Maybe it was the time of day, two hours later than Donald Trump’s usual late night rants, but two hours earlier than his usual early morning rants, that threw us off. But when Trump launched into a pre-dawn rant about someone named “Alex Baldwin,” we’ll admit it took us a minute to figure out who he was even trying to attack. By the second time he referred to “Alex” in the same tweet, we had enough context to figure out he meant Alec Baldwin. But really, this beauty of a Twitter rant is a sign of just what kind of imploding and failing headspace Trump is in.
Trump’s tweet, which contained so many basic spelling errors that his staff has apparently since deleted it, originally read like this verbatim: “Alex Baldwin, whose dieing mediocre career was saved by his impersonation of me on SNL, now says playing DJT was agony for him. Alex, it was also agony for those who were forced to watch. You were terrible. Bring back Darrell Hammond, much funnier and a far greater talent!” Okay, where do we even start with this?
“Alex Baldwin” isn’t a person, “dieing” isn’t a word, and Saturday Night Live isn’t even on the air for another day and a half, but this isn’t simply about SNL. Alec Baldwin did give an interview saying that playing Trump has become agonizing, but he didn’t announce that he’s quitting the role, as Trump seems to think. This is just Trump picking a new target for his increasingly uncontrollable rage as it all goes wrong for him. He can’t publicly attack the object of his obsession, Hope Hicks, for having resigned from the White House, and having shattered his already broken emotional psyche in the process. So instead he’s ranting about an actor whose name he used to be able to get correct, but no longer can.

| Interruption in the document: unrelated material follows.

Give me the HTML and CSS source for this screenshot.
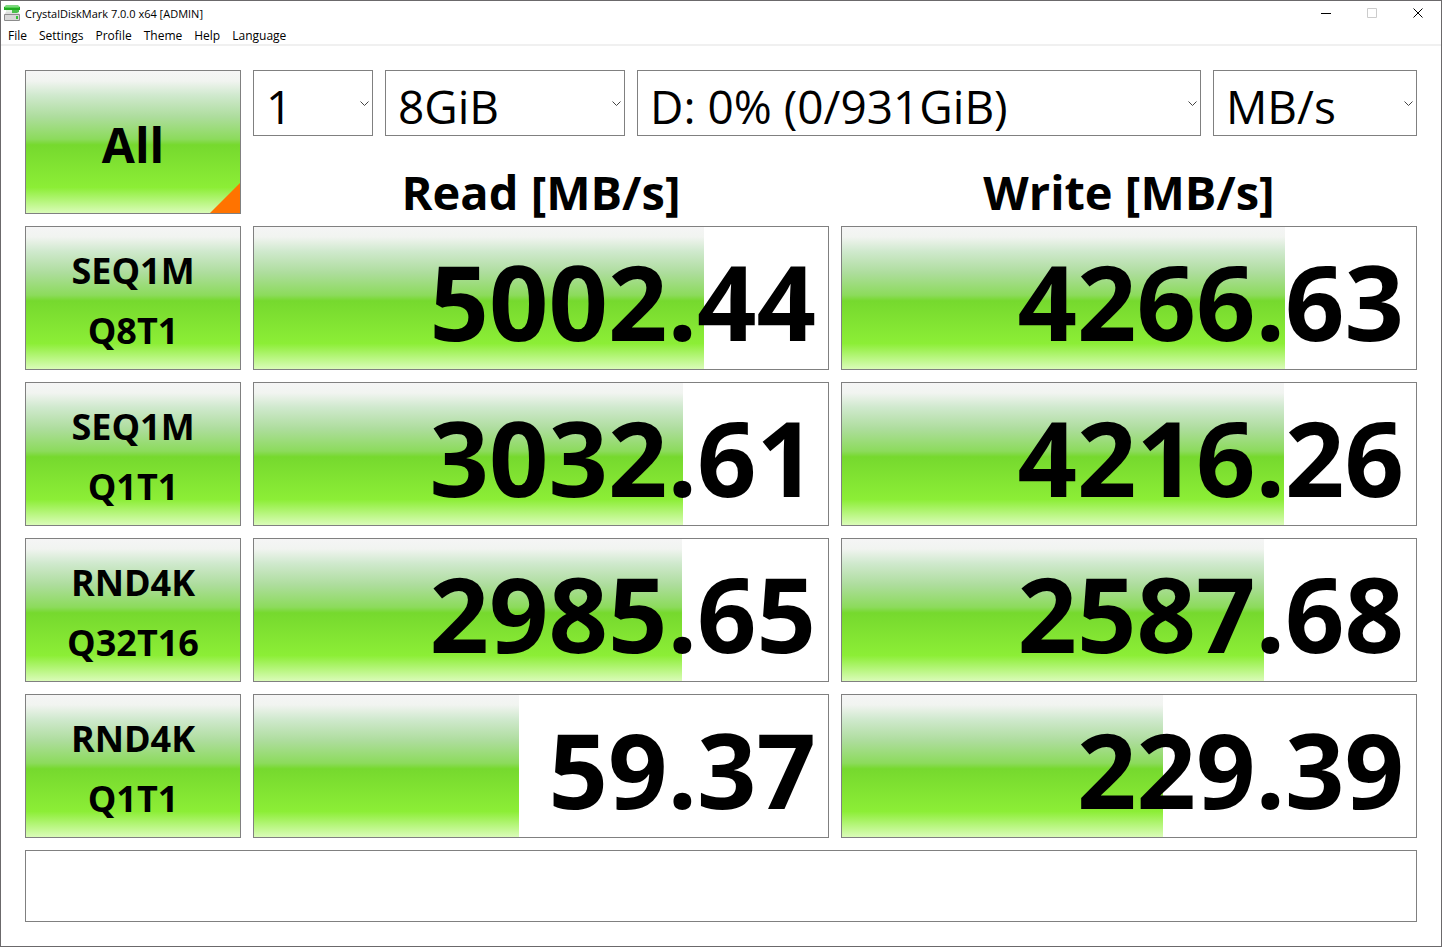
FILE: index.html
```html
<!DOCTYPE html>
<html lang="en">
<head>
  <meta charset="UTF-8" />
  <meta name="viewport" content="width=device-width, initial-scale=1" />
  <title>CrystalDiskMark 7.0.0 x64 [ADMIN]</title>
  <link rel="stylesheet" href="styles.css">
</head>
<body>
  <div class="window">
    <header class="titlebar">
      <svg class="app-icon" width="18" height="18" viewBox="0 0 18 18" aria-hidden="true">
        <path d="M3 1h12l2 2H1z" fill="#7fd67f" />
        <path d="M1 3h16v3H1z" fill="#22aa22" />
        <path d="M2 3h14v1H2z" fill="#4fd24f" />
        <path d="M3 6h10v2H3z" fill="#e4efe4" />
        <path d="M9 6h7v2l-2 1H9z" fill="#4cc04c" />
        <path d="M3 8h6v1h7l1 2H1z" fill="#dedede" />
        <rect x="1" y="10" width="16" height="7" rx="1" fill="#8c8c8c" />
        <rect x="2" y="11" width="14" height="5" fill="#d8d8d8" />
        <rect x="13" y="12" width="2" height="3" fill="#35c435" />
      </svg>
      <h1>CrystalDiskMark 7.0.0 x64 [ADMIN]</h1>
      <div class="window-buttons">
        <button type="button" aria-label="Minimize"><svg width="11" height="11" viewBox="0 0 11 11"><path d="M0 5.500h10" /></svg></button>
        <button type="button" aria-label="Maximize" disabled><svg width="11" height="11" viewBox="0 0 11 11"><path d="M.5.5h9v9h-9z" /></svg></button>
        <button type="button" aria-label="Close"><svg width="11" height="11" viewBox="0 0 11 11"><path d="M.5.5l9 9M9.500.5l-9 9" /></svg></button>
      </div>
    </header>

    <nav class="menu">
      <button type="button">File</button>
      <button type="button">Settings</button>
      <button type="button">Profile</button>
      <button type="button">Theme</button>
      <button type="button">Help</button>
      <button type="button">Language</button>
    </nav>

    <main class="board">
      <button type="button" class="test all">All</button>
      <div class="top">
        <div class="options">
          <div class="combo">
            <select aria-label="Test count"><option>1</option></select>
            <svg width="9" height="5" viewBox="0 0 9 5"><path d="M.5.5l4 4 4-4" /></svg>
          </div>
          <div class="combo">
            <select aria-label="Test size"><option>8GiB</option></select>
            <svg width="9" height="5" viewBox="0 0 9 5"><path d="M.5.5l4 4 4-4" /></svg>
          </div>
          <div class="combo">
            <select aria-label="Drive"><option>D: 0% (0/931GiB)</option></select>
            <svg width="9" height="5" viewBox="0 0 9 5"><path d="M.5.5l4 4 4-4" /></svg>
          </div>
          <div class="combo">
            <select aria-label="Unit"><option>MB/s</option></select>
            <svg width="9" height="5" viewBox="0 0 9 5"><path d="M.5.5l4 4 4-4" /></svg>
          </div>
        </div>
        <div class="headings">
          <h2>Read [MB/s]</h2>
          <h2>Write [MB/s]</h2>
        </div>
      </div>

      <button type="button" class="test">SEQ1M<br>Q8T1</button>
      <div class="result"><div class="bar" style="width: 78.4%"></div><span>5002.44</span></div>
      <div class="result"><div class="bar" style="width: 77.2%"></div><span>4266.63</span></div>

      <button type="button" class="test">SEQ1M<br>Q1T1</button>
      <div class="result"><div class="bar" style="width: 74.7%"></div><span>3032.61</span></div>
      <div class="result"><div class="bar" style="width: 77%"></div><span>4216.26</span></div>

      <button type="button" class="test">RND4K<br>Q32T16</button>
      <div class="result"><div class="bar" style="width: 74.6%"></div><span>2985.65</span></div>
      <div class="result"><div class="bar" style="width: 73.5%"></div><span>2587.68</span></div>

      <button type="button" class="test">RND4K<br>Q1T1</button>
      <div class="result"><div class="bar" style="width: 46.2%"></div><span>59.37</span></div>
      <div class="result"><div class="bar" style="width: 55.9%"></div><span>229.39</span></div>

      <input type="text" class="comment" aria-label="Comment">
    </main>
  </div>
</body>
</html>
```
FILE: styles.css
```css
:root {
  --line: #808080;
  --gap: 12px;
  --green: linear-gradient(to bottom, #f5f5f5 0%, #f1f4f0 7%, #d0e9ce 17%, #aedd9e 32%, #8cdb5c 48%, #76d92e 52%, #8cee36 82%, #dafcb8 100%);
}

* {
  box-sizing: border-box;
}

body {
  margin: 0;
  font-family: "Open Sans", "Noto Sans", sans-serif;
  color: #000;
  background: #fff;
}

button, select, input {
  font-family: inherit;
  color: inherit;
  border-radius: 0;
}

.window {
  display: flex;
  flex-direction: column;
  min-height: 100vh;
  border: 1px solid #6b696b;
}

.titlebar {
  display: flex;
  align-items: center;
  height: 24px;
  padding-left: 2px;
}

.titlebar h1 {
  margin: 0 auto 0 4px;
  font-size: 11px;
  font-weight: normal;
}

.window-buttons {
  display: flex;
}

.window-buttons button {
  display: flex;
  align-items: center;
  justify-content: center;
  width: 46px;
  height: 24px;
  padding: 0;
  border: 0;
  background: none;
}

.window-buttons svg {
  fill: none;
  stroke: #000;
}

.window-buttons button:disabled svg {
  stroke: #ccc;
}

.menu {
  display: flex;
  gap: 12px;
  height: 21px;
  padding: 2px 7px 0;
  border-bottom: 2px solid #f0f0f0;
}

.menu button {
  padding: 0;
  border: 0;
  background: none;
  font-size: 12px;
}

.board {
  flex: 1;
  display: grid;
  grid-template-columns: 216px 1fr 1fr;
  grid-template-rows: repeat(5, 2fr) 1fr;
  gap: var(--gap);
  padding: 24px;
}

.test {
  padding: 5px 0 0;
  border: 1px solid var(--line);
  background: var(--green);
  font-size: 36px;
  font-weight: bold;
  line-height: 60px;
}

.all {
  position: relative;
  font-size: 48px;
}

.all::after {
  content: "";
  position: absolute;
  right: 0;
  bottom: 0;
  width: 30px;
  height: 30px;
  background: #ff7300;
  clip-path: polygon(100% 0, 100% 100%, 0 100%);
}

.top {
  grid-column: span 2;
  display: flex;
  flex-direction: column;
  justify-content: space-between;
}

.options {
  display: grid;
  grid-template-columns: 120px 240px 1fr 204px;
  gap: var(--gap);
}

.combo {
  position: relative;
}

.combo select {
  display: block;
  width: 100%;
  height: 66px;
  padding: 5px 12px 0;
  border: 1px solid var(--line);
  background: #fff;
  appearance: none;
  font-size: 46px;
  line-height: 58px;
}

.combo svg {
  position: absolute;
  right: 4px;
  top: 31px;
  fill: none;
  stroke: #444;
  pointer-events: none;
}

.headings {
  display: grid;
  grid-template-columns: 1fr 1fr;
  gap: var(--gap);
}

.headings h2 {
  margin: 0;
  font-size: 47px;
  line-height: 44px;
  text-align: center;
}

.result {
  display: grid;
  align-items: center;
  border: 1px solid var(--line);
}

.result > * {
  grid-area: 1 / 1;
}

.bar {
  height: 100%;
  background: var(--green);
}

.result span {
  padding: 6px 12px 0 0;
  font-size: 104px;
  font-weight: bold;
  line-height: 104px;
  text-align: right;
}

.comment {
  grid-column: 1 / -1;
  width: 100%;
  padding: 0 12px;
  border: 1px solid var(--line);
  font-size: 36px;
}
```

But Donald Trump wasn’t done. Just minutes later he decided to double down on yesterday’s trade war rant, even though it sent the stock market plummeting. This time he tweeted “when we are down $100 billion with a certain country and they get cute, don’t trade anymore-we win big. It’s easy!” That’s the kind of economic advice you get from a guy who’s selling fake Rolexes out of a trench coat under an overpass. Come to think of it, maybe that’ll be Trump’s next job once he’s ousted from office and awaiting trial.